Isolation Exercise

Type
IRON Team·Updated May 8, 2026

Definition

An isolation exercise (or single-joint exercise) involves only one joint and focuses on a single muscle group. Bicep curls, lateral raises, leg extensions and cable flyes are all isolation movements. They serve to target a specific muscle in a focused way, accumulating volume where you need it without taxing the nervous system too heavily.

The goal of an isolation exercise is simple: make a muscle work with the minimum interference from surrounding muscles. When you do a dumbbell curl, the only joint that moves is the elbow, and the target muscle is the biceps. This lets you concentrate all the stimulus on that area, something impossible in a compound movement.

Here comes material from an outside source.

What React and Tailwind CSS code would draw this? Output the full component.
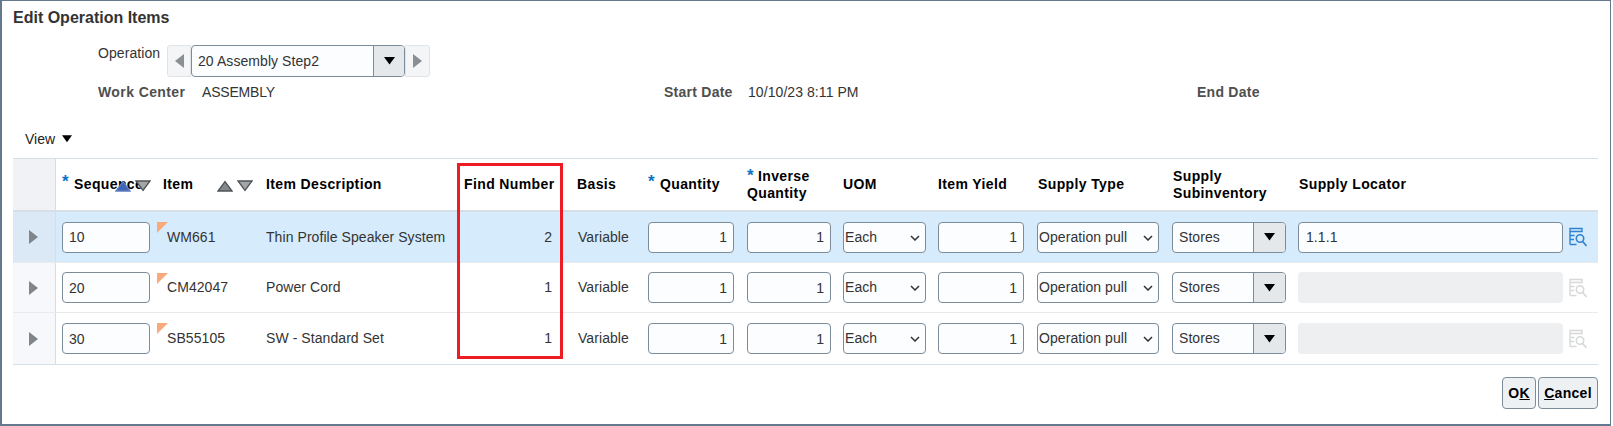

In practice, isolation exercises play a complementary role. They don't replace compounds, they complete them. You use them to add volume on a lagging muscle, to work on aesthetic proportions, or to reach a muscle that doesn't get enough direct stimulus from compounds. The lateral delts, for example, are touched in overhead presses, but to really make them grow you need lateral raises.

Another advantage: safety and simplicity. The motor pattern is less complex, the load is lower and the injury risk is smaller. That's why they're also useful in rehab or for someone learning how to move in the gym.

Place them after compounds in the session, with medium-to-high rep ranges (10-20 reps) and focus on the muscle contraction. You don't need to load like a maniac on isolations: their purpose is targeted stimulus, not strength performance.